__GIVEN MATERIAL__.
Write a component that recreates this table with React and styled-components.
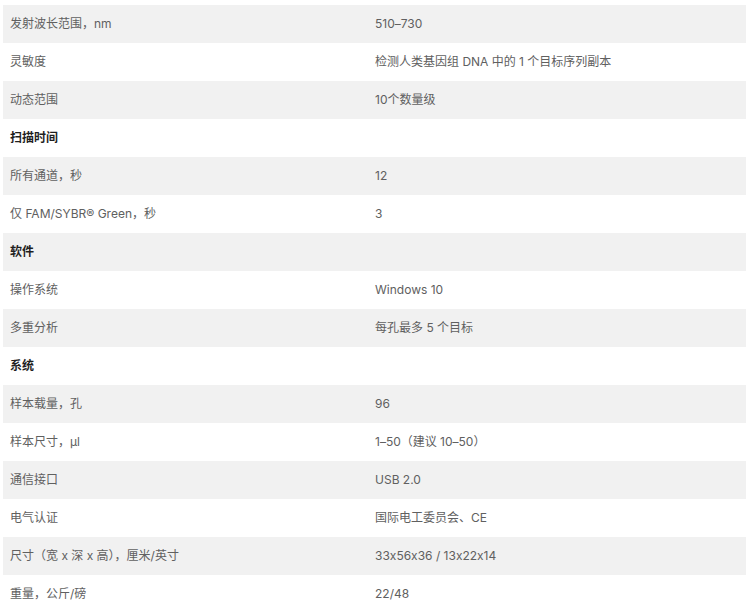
import React from "react";
import styled, { createGlobalStyle } from "styled-components";

const GlobalStyle = createGlobalStyle`
  html, body {
    margin: 0;
    padding: 0;
    background: #ffffff;
    font-family: "Inter", "Noto Sans CJK SC", "Noto Sans", sans-serif;
  }
`;

const Page = styled.div`
  padding: 5px 4px 0 3px;
  height: 608px;
  overflow: hidden;
  box-sizing: border-box;
`;

const SpecTable = styled.div`
  display: flex;
  flex-direction: column;
`;

const Row = styled.div`
  display: grid;
  grid-template-columns: 365px 1fr;
  height: 38px;
  align-items: center;
  background: ${(p) => (p.$shaded ? "#f1f1f1" : "#ffffff")};
`;

const Cell = styled.div`
  padding: 0 7px;
  font-size: 12px;
  line-height: 18px;
  color: ${(p) => (p.$heading ? "#1f1f1f" : "#606060")};
  font-weight: ${(p) => (p.$heading ? 700 : 400)};
  font-feature-settings: "calt" 0;
  white-space: nowrap;
`;

const rows = [
  ["发射波长范围，nm", "510–730"],
  ["灵敏度", "检测人类基因组 DNA 中的 1 个目标序列副本"],
  ["动态范围", "10个数量级"],
  ["扫描时间", null],
  ["所有通道，秒", "12"],
  ["仅 FAM/SYBR® Green，秒", "3"],
  ["软件", null],
  ["操作系统", "Windows 10"],
  ["多重分析", "每孔最多 5 个目标"],
  ["系统", null],
  ["样本载量，孔", "96"],
  ["样本尺寸，µl", "1–50（建议 10–50）"],
  ["通信接口", "USB 2.0"],
  ["电气认证", "国际电工委员会、CE"],
  ["尺寸（宽 x 深 x 高），厘米/英寸", "33x56x36 / 13x22x14"],
  ["重量，公斤/磅", "22/48"],
];

export default function App() {
  return (
    <>
      <GlobalStyle />
      <Page>
        <SpecTable>
          {rows.map(([label, value], i) => (
            <Row key={label} $shaded={i % 2 === 0}>
              <Cell $heading={value === null}>{label}</Cell>
              <Cell>{value}</Cell>
            </Row>
          ))}
        </SpecTable>
      </Page>
    </>
  );
}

__INSTRUCTIONS TO FOLLOW__. All of the material above should be reproduced exactly, except the pictures.

__RESULT OF THIS TASK__.
Write a component that recreates this table with React and styled-components.
import React from "react";
import styled, { createGlobalStyle } from "styled-components";

const GlobalStyle = createGlobalStyle`
  html, body {
    margin: 0;
    padding: 0;
    background: #ffffff;
    font-family: "Inter", "Noto Sans CJK SC", "Noto Sans", sans-serif;
  }
`;

const Page = styled.div`
  padding: 5px 4px 0 3px;
  height: 608px;
  overflow: hidden;
  box-sizing: border-box;
`;

const SpecTable = styled.div`
  display: flex;
  flex-direction: column;
`;

const Row = styled.div`
  display: grid;
  grid-template-columns: 365px 1fr;
  height: 38px;
  align-items: center;
  background: ${(p) => (p.$shaded ? "#f1f1f1" : "#ffffff")};
`;

const Cell = styled.div`
  padding: 0 7px;
  font-size: 12px;
  line-height: 18px;
  color: ${(p) => (p.$heading ? "#1f1f1f" : "#606060")};
  font-weight: ${(p) => (p.$heading ? 700 : 400)};
  font-feature-settings: "calt" 0;
  white-space: nowrap;
`;

const rows = [
  ["发射波长范围，nm", "510–730"],
  ["灵敏度", "检测人类基因组 DNA 中的 1 个目标序列副本"],
  ["动态范围", "10个数量级"],
  ["扫描时间", null],
  ["所有通道，秒", "12"],
  ["仅 FAM/SYBR® Green，秒", "3"],
  ["软件", null],
  ["操作系统", "Windows 10"],
  ["多重分析", "每孔最多 5 个目标"],
  ["系统", null],
  ["样本载量，孔", "96"],
  ["样本尺寸，µl", "1–50（建议 10–50）"],
  ["通信接口", "USB 2.0"],
  ["电气认证", "国际电工委员会、CE"],
  ["尺寸（宽 x 深 x 高），厘米/英寸", "33x56x36 / 13x22x14"],
  ["重量，公斤/磅", "22/48"],
];

export default function App() {
  return (
    <>
      <GlobalStyle />
      <Page>
        <SpecTable>
          {rows.map(([label, value], i) => (
            <Row key={label} $shaded={i % 2 === 0}>
              <Cell $heading={value === null}>{label}</Cell>
              <Cell>{value}</Cell>
            </Row>
          ))}
        </SpecTable>
      </Page>
    </>
  );
}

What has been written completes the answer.